Published: Thursday, March 1, 2012

Updated: Thursday, March 1, 2012 00:03

Newt Gingrich promises to eliminate the capital gains tax so more money can flow into the market. This sounds like a good plan in theory, but after some careful thought, it may not be so great.

It is a growing phenomenon that wealthy people, compared to the middle class, are paying a lower tax rate because their main sources of income are capital gains rather than salaries. Capital gains are the profits earned from investments, such as bonds, houses and stocks. The current maximum tax on capital gain is only 15 percent while the highest income tax rate can go all the way to 35 percent.

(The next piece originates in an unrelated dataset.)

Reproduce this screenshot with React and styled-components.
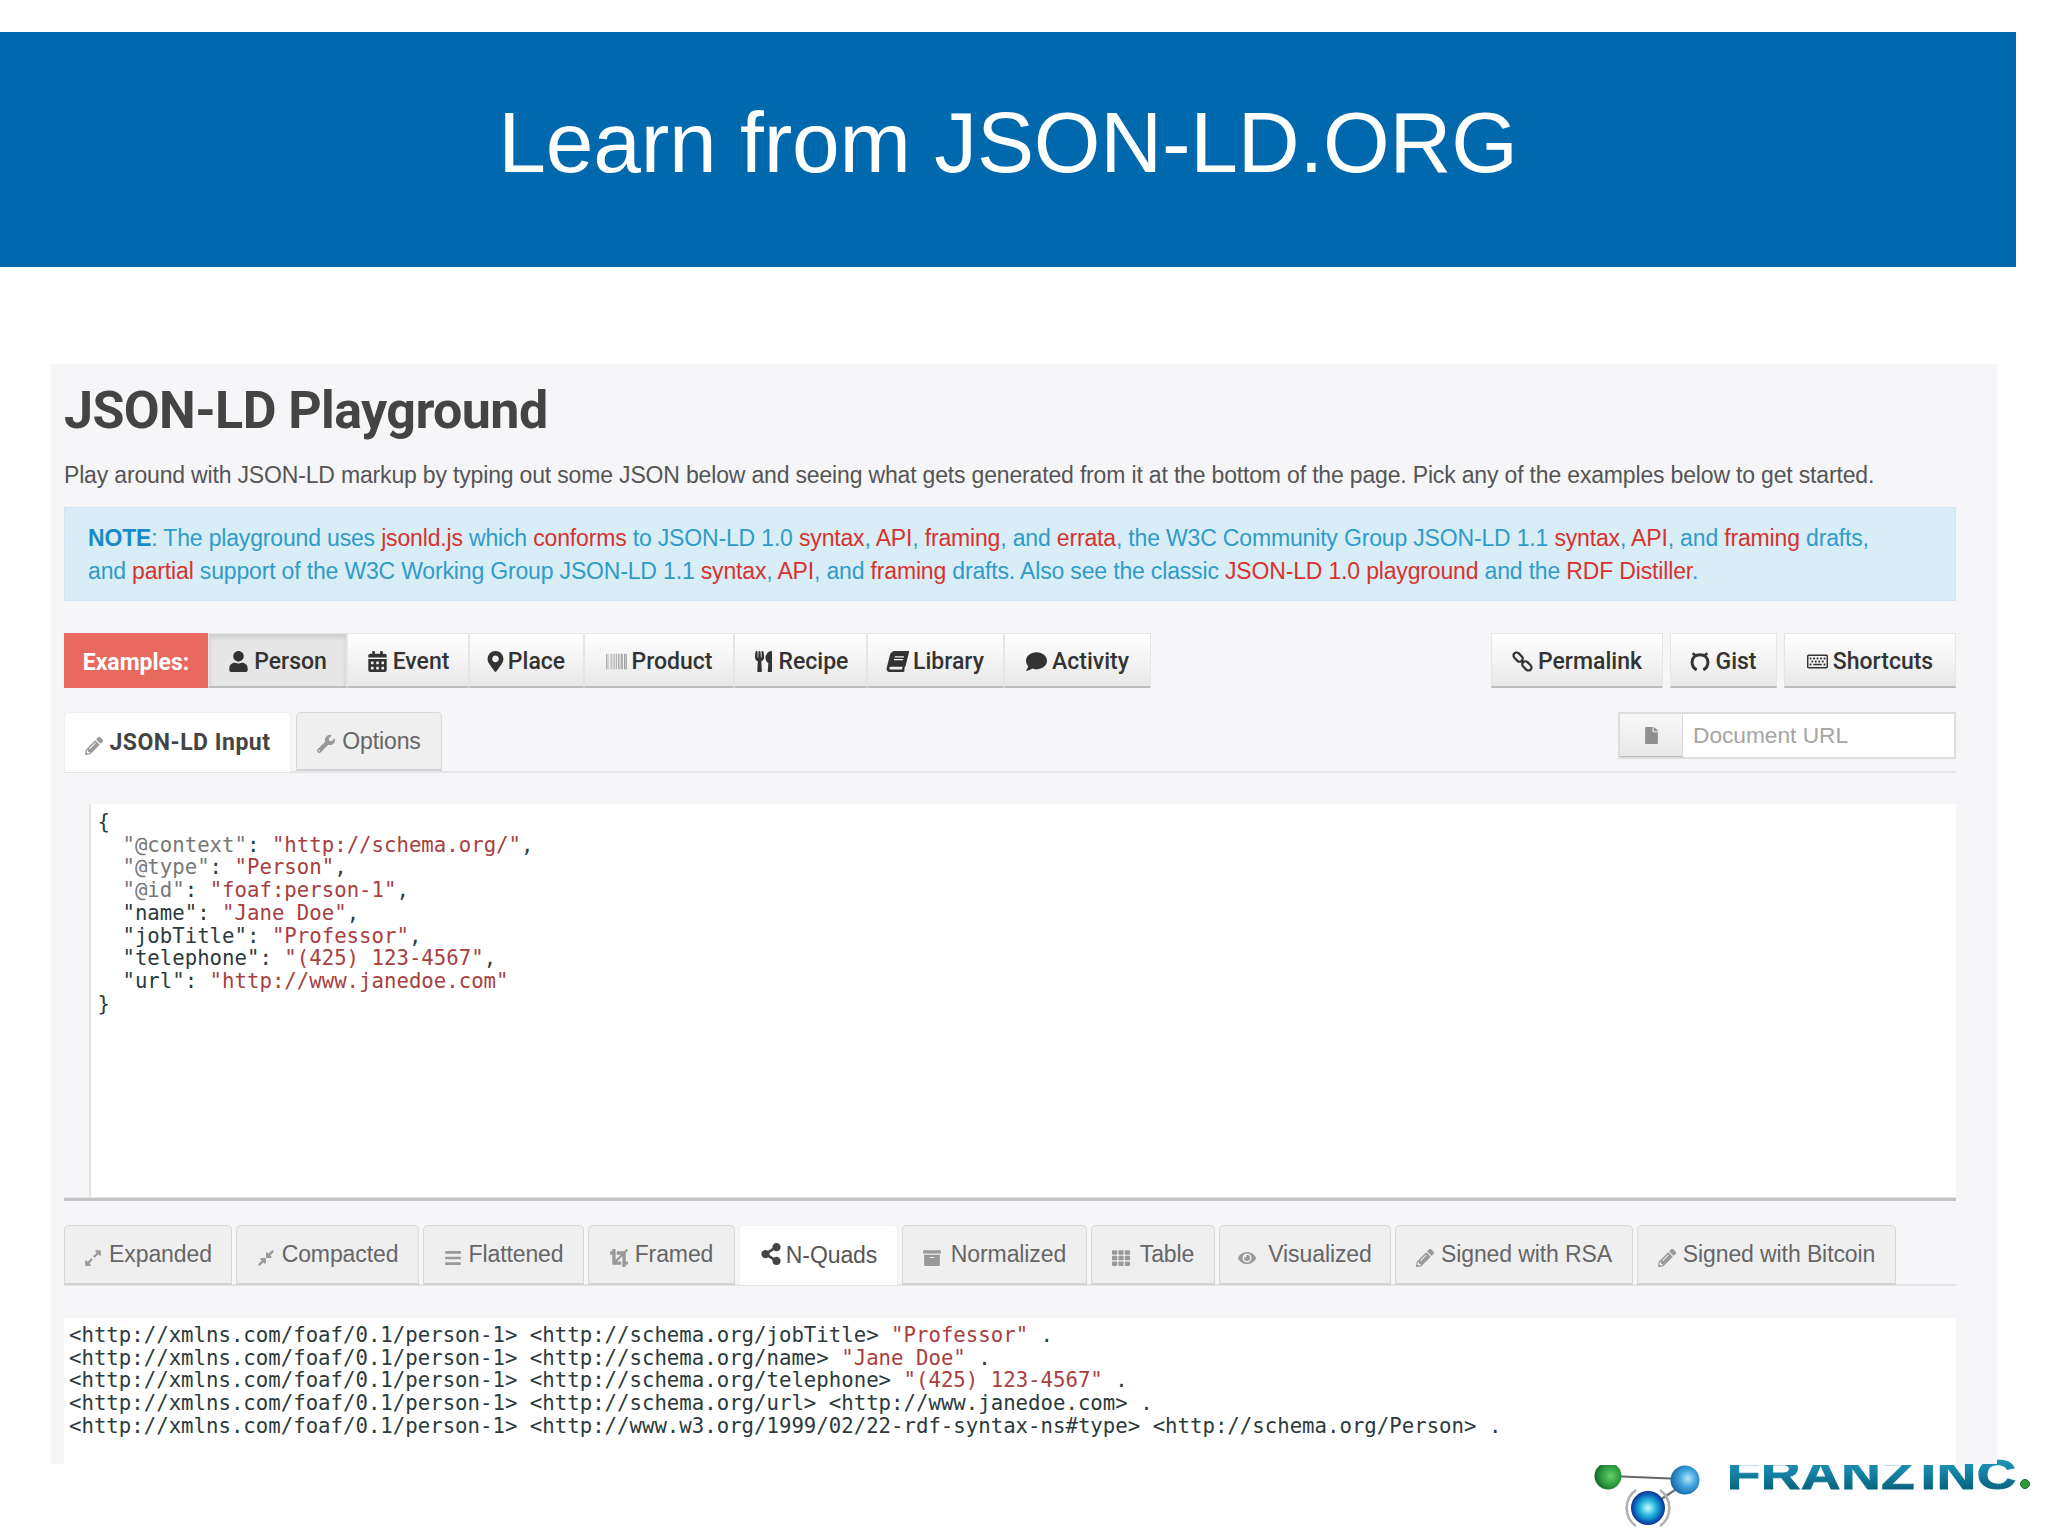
import React from 'react';
import styled, { createGlobalStyle } from 'styled-components';
import {
  FaUser, FaCalendarAlt, FaMapMarkerAlt, FaBarcode, FaUtensils, FaBook, FaComment,
  FaRegKeyboard, FaPencilAlt, FaWrench, FaFile, FaExpandAlt,
  FaCompressAlt, FaBars, FaCrop, FaShareAlt, FaArchive, FaTh, FaEye,
} from 'react-icons/fa';

const GlobalStyle = createGlobalStyle`
  html, body { margin: 0; padding: 0; background: #fefefe; }
  body { font-family: "Liberation Sans", Arial, sans-serif; }
`;

const Slide = styled.div`
  position: relative;
  width: 2048px;
  height: 1536px;
  padding-top: 32px;
  box-sizing: border-box;
  overflow: hidden;
`;

const Banner = styled.header`
  width: 2016px;
  height: 235px;
  background: #0069ad;
  color: #fff;
  display: flex;
  align-items: center;
  justify-content: center;
  font-size: 85.7px;
  letter-spacing: -0.2px;
  padding-bottom: 14px;
  box-sizing: border-box;
`;

const Panel = styled.main`
  position: relative;
  z-index: 1;
  width: 1946px;
  height: 1100px;
  margin: 97px 0 0 51px;
  padding: 0 41px 0 13px;
  box-sizing: border-box;
  background: #f6f6f8;
  color: #444;
`;

const Title = styled.h1`
  margin: 0;
  padding-top: 14px;
  height: 69px;
  font: 700 52px/66px Roboto, sans-serif;
  letter-spacing: -0.6px;
  color: #444;
`;

const Lead = styled.p`
  margin: 0;
  padding-top: 13px;
  height: 47px;
  font-size: 23px;
  line-height: 30px;
  letter-spacing: -0.17px;
  color: #555;
  white-space: nowrap;
`;

const Note = styled.div`
  height: 94px;
  padding: 14px 23px 0;
  box-sizing: border-box;
  background: #d9edf7;
  border: 1px solid #cfe6f1;
  color: #2f9bc9;
  font-size: 23px;
  line-height: 32.5px;
  letter-spacing: -0.165px;
  white-space: nowrap;

  strong { color: #1a8ac6; }
`;

const Hot = styled.span`
  color: #d8322d;
`;

const ToolRow = styled.div`
  display: flex;
  justify-content: space-between;
  margin-top: 32px;
  height: 55px;
`;

const ButtonGroup = styled.div`
  display: flex;
  gap: ${props => props.$gap || 0}px;
`;

const ExamplesLabel = styled.div`
  width: 144px;
  padding-top: 3px;
  box-sizing: border-box;
  display: flex;
  align-items: center;
  justify-content: center;
  background: #e8695e;
  color: #fff;
  font: 700 23px Roboto, sans-serif;
`;

const ToolButton = styled.div`
  width: ${props => props.$w}px;
  padding-top: 3px;
  display: flex;
  align-items: center;
  justify-content: center;
  gap: 5px;
  box-sizing: border-box;
  border: 1px solid #e6e6e6;
  border-bottom: 2px solid #bdbdbd;
  background: ${props => props.$active
    ? '#e6e6e6'
    : 'linear-gradient(to bottom, #ffffff, #e8e8e8)'};
  box-shadow: ${props => props.$active ? 'inset 0 3px 5px rgba(0,0,0,0.12)' : 'none'};
  color: #333;
  font: 500 23px Roboto, sans-serif;

  svg { font-size: 21px; color: ${props => props.$iconColor || '#333'}; }
`;

const SlantedBook = styled(FaBook)`
  transform: skewX(-14deg);
`;

const NarrowMarker = styled(FaMapMarkerAlt)`
  margin: 0 -3px;
`;

const TabBar = styled.div`
  display: flex;
  justify-content: space-between;
  align-items: flex-start;
  margin-top: ${props => props.$top}px;
  height: ${props => props.$h}px;
  border-bottom: 2px solid #e4e4e6;
`;

const Tabs = styled.div`
  display: flex;
  gap: ${props => props.$gap}px;
`;

const Tab = styled.div`
  width: ${props => props.$w}px;
  height: ${props => props.$h}px;
  display: flex;
  align-items: center;
  justify-content: center;
  gap: ${props => props.$iconGap || (props.$active && !props.$bold ? 4 : 7)}px;
  box-sizing: border-box;
  border: 1px solid ${props => props.$active ? '#f0f0f0' : '#d8d8d8'};
  border-bottom: ${props => props.$active ? 'none' : '2px solid #d2d2d4'};
  border-radius: 5px 5px 0 0;
  background: ${props => props.$active ? '#fff' : '#efeff0'};
  color: ${props => props.$active && props.$bold ? '#444' : props.$active ? '#555' : '#666'};
  font: ${props => props.$bold
    ? '700 23px Roboto, sans-serif'
    : '23px "Liberation Sans", Arial, sans-serif'};
  letter-spacing: ${props => props.$bold ? '0.5px' : '-0.1px'};

  svg {
    font-size: ${props => props.$active && !props.$bold ? 22 : 18}px;
    color: ${props => props.$active && !props.$bold ? '#444' : '#999'};
    position: relative;
    top: ${props => props.$active && !props.$bold ? -2 : 3}px;
  }
`;

const UrlField = styled.div`
  width: 338px;
  height: 47px;
  display: flex;
  box-sizing: border-box;
  border: 2px solid #dedede;
  background: #fff;
`;

const UrlAddon = styled.div`
  width: 62px;
  display: flex;
  align-items: center;
  justify-content: center;
  background: linear-gradient(to bottom, #f8f8f8, #e8e8e8);
  border-right: 1px solid #dcdcdc;
  border-bottom: 1px solid #bbb;

  svg { font-size: 17px; color: #8f8f8f; }
`;

const UrlPlaceholder = styled.div`
  display: flex;
  align-items: center;
  padding-left: 10px;
  color: #a5a5a5;
  font-size: 22.7px;
`;

const CodeBlock = styled.pre`
  margin: ${props => props.$top}px 0 0 ${props => props.$left}px;
  height: ${props => props.$h}px;
  padding: ${props => props.$pad};
  box-sizing: border-box;
  background: #fff;
  border-left: ${props => props.$gutter ? '2px solid #e3e3e3' : 'none'};
  font: 20.7px/22.7px "DejaVu Sans Mono", monospace;
  color: #2c3a3c;
  white-space: pre;
  overflow: hidden;
`;

const Str = styled.span`
  color: #a8403f;
`;

const Meta = styled.span`
  color: #777;
`;

const Divider = styled.div`
  height: 3px;
  background: #c4c4c6;
  border-top: 1px solid #e4e4e4;
`;

// sits behind the panel, which cuts off the top of the wordmark like in the slide
const LogoMark = styled.div`
  position: absolute;
  left: 1590px;
  top: 1440px;
  width: 445px;
  height: 96px;
`;

const LogoText = styled.span`
  position: absolute;
  left: 137px;
  top: 10px;
  font: 700 43px/48px "Liberation Sans", sans-serif;
  letter-spacing: 0.5px;
  word-spacing: -8px;
  white-space: nowrap;
  transform: scaleX(1.27);
  transform-origin: left top;
  background: linear-gradient(to bottom, #2a9cc6 0%, #1684a8 45%, #005468 100%);
  -webkit-background-clip: text;
  background-clip: text;
  color: transparent;
  -webkit-text-stroke: 1px transparent;
`;

const LinkIcon = () => (
  <svg width="21" height="21" viewBox="0 0 24 24" fill="none" stroke="#333" strokeWidth="2.6">
    <rect x="1" y="3.5" width="12" height="7" rx="3.5" transform="rotate(45 7 7)" />
    <rect x="11" y="13.5" width="12" height="7" rx="3.5" transform="rotate(45 17 17)" />
  </svg>
);

const GistIcon = () => (
  <svg width="20" height="21" viewBox="0 0 24 24" fill="none" stroke="#333" strokeWidth="3.6">
    <path d="M8 22 C4 20 2.5 16 2.5 13 C2.5 7.5 6.5 4 12 4 C17.5 4 21.500 7.5 21.500 13 C21.500 16 20 20 16 22" />
    <path d="M3 2 L7 5 M21 2 L17 5" strokeWidth="3" />
  </svg>
);

const Logo = () => (
  <LogoMark>
    <svg width="445" height="96" viewBox="0 0 445 96">
      <defs>
        <radialGradient id="greenBall" cx="0.6" cy="0.5" r="0.6">
          <stop offset="0" stopColor="#5fd06a" />
          <stop offset="0.6" stopColor="#2e9a3e" />
          <stop offset="1" stopColor="#14672a" />
        </radialGradient>
        <radialGradient id="blueBall" cx="0.6" cy="0.45" r="0.6">
          <stop offset="0" stopColor="#b5e4f5" />
          <stop offset="0.5" stopColor="#3ea3dc" />
          <stop offset="1" stopColor="#1668a8" />
        </radialGradient>
        <radialGradient id="ringBall" cx="0.5" cy="0.5" r="0.55">
          <stop offset="0" stopColor="#c9fbff" />
          <stop offset="0.45" stopColor="#1cb2da" />
          <stop offset="0.8" stopColor="#0b4fae" />
          <stop offset="1" stopColor="#10187a" />
        </radialGradient>
      </defs>
      <line x1="20" y1="36" x2="92" y2="39" stroke="#666" strokeWidth="2" />
      <line x1="88" y1="48" x2="70" y2="60" stroke="#777" strokeWidth="2.5" />
      <path d="M46 50 A22 22 0 0 0 46 86 M70 50 A22 22 0 0 1 70 86" fill="none" stroke="#b0b0b0" strokeWidth="2.5" />
      <circle cx="58" cy="68" r="17" fill="url(#ringBall)" />
      <circle cx="18" cy="36" r="13.5" fill="url(#greenBall)" />
      <circle cx="95" cy="40" r="14.5" fill="url(#blueBall)" />
      <circle cx="435" cy="44" r="4.5" fill="#2f9a3e" stroke="#1b6a2c" strokeWidth="1" />
    </svg>
    <LogoText>FRANZ INC</LogoText>
  </LogoMark>
);

const EXAMPLES = [
  { label: 'Person', w: 139, icon: <FaUser />, active: true },
  { label: 'Event', w: 122, icon: <FaCalendarAlt /> },
  { label: 'Place', w: 115, icon: <NarrowMarker /> },
  { label: 'Product', w: 150, icon: <FaBarcode />, iconColor: '#999' },
  { label: 'Recipe', w: 133, icon: <FaUtensils /> },
  { label: 'Library', w: 137, icon: <SlantedBook /> },
  { label: 'Activity', w: 147, icon: <FaComment /> },
];

const ACTIONS = [
  { label: 'Permalink', w: 172, icon: <LinkIcon /> },
  { label: 'Gist', w: 107, icon: <GistIcon /> },
  { label: 'Shortcuts', w: 172, icon: <FaRegKeyboard /> },
];

const OUTPUT_TABS = [
  { label: 'Expanded', w: 168, Icon: FaExpandAlt },
  { label: 'Compacted', w: 183, Icon: FaCompressAlt },
  { label: 'Flattened', w: 161, Icon: FaBars },
  { label: 'Framed', w: 147, Icon: FaCrop },
  { label: 'N-Quads', w: 159, Icon: FaShareAlt, active: true },
  { label: 'Normalized', w: 185, Icon: FaArchive, iconGap: 10 },
  { label: 'Table', w: 124, Icon: FaTh, iconGap: 10 },
  { label: 'Visualized', w: 172, Icon: FaEye, iconGap: 12 },
  { label: 'Signed with RSA', w: 238, Icon: FaPencilAlt },
  { label: 'Signed with Bitcoin', w: 259, Icon: FaPencilAlt },
];

const SUBJECT = '<http://xmlns.com/foaf/0.1/person-1>';

const App = () => (
  <Slide>
    <GlobalStyle />
    <Banner>Learn from JSON-LD.ORG</Banner>
    <Logo />
    <Panel>
      <Title>JSON-LD Playground</Title>
      <Lead>Play around with JSON-LD markup by typing out some JSON below and seeing what gets generated from it at the bottom of the page. Pick any of the examples below to get started.</Lead>
      <Note>
        <strong>NOTE</strong>: The playground uses <Hot>jsonld.js</Hot> which <Hot>conforms</Hot> to JSON-LD 1.0 <Hot>syntax</Hot>, <Hot>API</Hot>, <Hot>framing</Hot>, and <Hot>errata</Hot>, the W3C Community Group JSON-LD 1.1 <Hot>syntax</Hot>, <Hot>API</Hot>, and <Hot>framing</Hot> drafts,
        <br />
        and <Hot>partial</Hot> support of the W3C Working Group JSON-LD 1.1 <Hot>syntax</Hot>, <Hot>API</Hot>, and <Hot>framing</Hot> drafts. Also see the classic <Hot>JSON-LD 1.0 playground</Hot> and the <Hot>RDF Distiller</Hot>.
      </Note>

      <ToolRow>
        <ButtonGroup>
          <ExamplesLabel>Examples:</ExamplesLabel>
          {EXAMPLES.map(({ label, w, icon, active, iconColor }) => (
            <ToolButton key={label} $w={w} $active={active} $iconColor={iconColor}>
              {icon}{label}
            </ToolButton>
          ))}
        </ButtonGroup>
        <ButtonGroup $gap={7}>
          {ACTIONS.map(({ label, w, icon }) => (
            <ToolButton key={label} $w={w}>
              {icon}{label}
            </ToolButton>
          ))}
        </ButtonGroup>
      </ToolRow>

      <TabBar $top={24} $h={59}>
        <Tabs $gap={5}>
          <Tab $w={227} $h={60} $active $bold><FaPencilAlt />JSON-LD Input</Tab>
          <Tab $w={146} $h={59}><FaWrench />Options</Tab>
        </Tabs>
        <UrlField>
          <UrlAddon><FaFile /></UrlAddon>
          <UrlPlaceholder>Document URL</UrlPlaceholder>
        </UrlField>
      </TabBar>

      <CodeBlock $top={31} $left={25} $h={393} $pad="7px 0 0 6.5px" $gutter>
{'{\n'}
{'  '}<Meta>"@context"</Meta>: <Str>"http://schema.org/"</Str>,{'\n'}
{'  '}<Meta>"@type"</Meta>: <Str>"Person"</Str>,{'\n'}
{'  '}<Meta>"@id"</Meta>: <Str>"foaf:person-1"</Str>,{'\n'}
{'  '}"name": <Str>"Jane Doe"</Str>,{'\n'}
{'  '}"jobTitle": <Str>"Professor"</Str>,{'\n'}
{'  '}"telephone": <Str>"(425) 123-4567"</Str>,{'\n'}
{'  '}"url": <Str>"http://www.janedoe.com"</Str>{'\n'}
{'}'}
      </CodeBlock>
      <Divider />

      <TabBar $top={24} $h={59}>
        <Tabs $gap={4}>
          {OUTPUT_TABS.map(({ label, w, Icon, active, iconGap }) => (
            <Tab key={label} $w={w} $h={60} $active={active} $iconGap={iconGap}>
              <Icon />{label}
            </Tab>
          ))}
        </Tabs>
      </TabBar>

      <CodeBlock $top={32} $left={0} $h={147} $pad="6px 0 0 5px">
{SUBJECT} {'<http://schema.org/jobTitle>'} <Str>"Professor"</Str> .{'\n'}
{SUBJECT} {'<http://schema.org/name>'} <Str>"Jane Doe"</Str> .{'\n'}
{SUBJECT} {'<http://schema.org/telephone>'} <Str>"(425) 123-4567"</Str> .{'\n'}
{SUBJECT} {'<http://schema.org/url>'} {'<http://www.janedoe.com>'} .{'\n'}
{SUBJECT} {'<http://www.w3.org/1999/02/22-rdf-syntax-ns#type>'} {'<http://schema.org/Person>'} .
      </CodeBlock>
    </Panel>
  </Slide>
);

export default App;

This leads to some awkward situations. Because the richest 20 percent of Americans account for 86 percent of the capital gains, they are affected most by the 15 percent capital gains tax. Warren Buffet, for example, has an effective tax rate of 17.4 percent — mostly on dividends — whereas his secretary pays a higher income tax rate.

Something is wrong here. It is wrong because it violates fundamental logic. Does it make sense for the government to take more money from the poor than from the rich? By doing so, the government can only make the poor poorer and the rich richer, further splitting the gap of economic inequality.

According to a 2011 Congressional Research report, the low capital gains tax has increased the income inequality in recent decades as dividends and capital gains become major sources of income for wealthy Americans. But that is not the only reason why we should raise the capital gains tax.

Think about it. The government collects taxes because it needs the money to improve our lives: road maintenance, dam construction, police salaries, etc. All of these services need money. And as a part of this community, everyone should also pitch in to help build a better America by not only paying taxes, but also producing goods and services.

These goods and services will, in turn, benefit all other members of society. An investor, however, buys a stock one day, waits for a few days and then sells it at a higher price. What sort of goods and services does the investor produce? Barely anything.

In a way, the Wall Street investors are like poker players who simply play the game of speculation, gaining a lot of money but producing nothing to benefit society.

If Wall Street investors are nothing but poker players, it would only be a fair game if the government raised the capital gains tax to make them contribute equally to the rest of society.

 

Richard Zhang is a student at New York University.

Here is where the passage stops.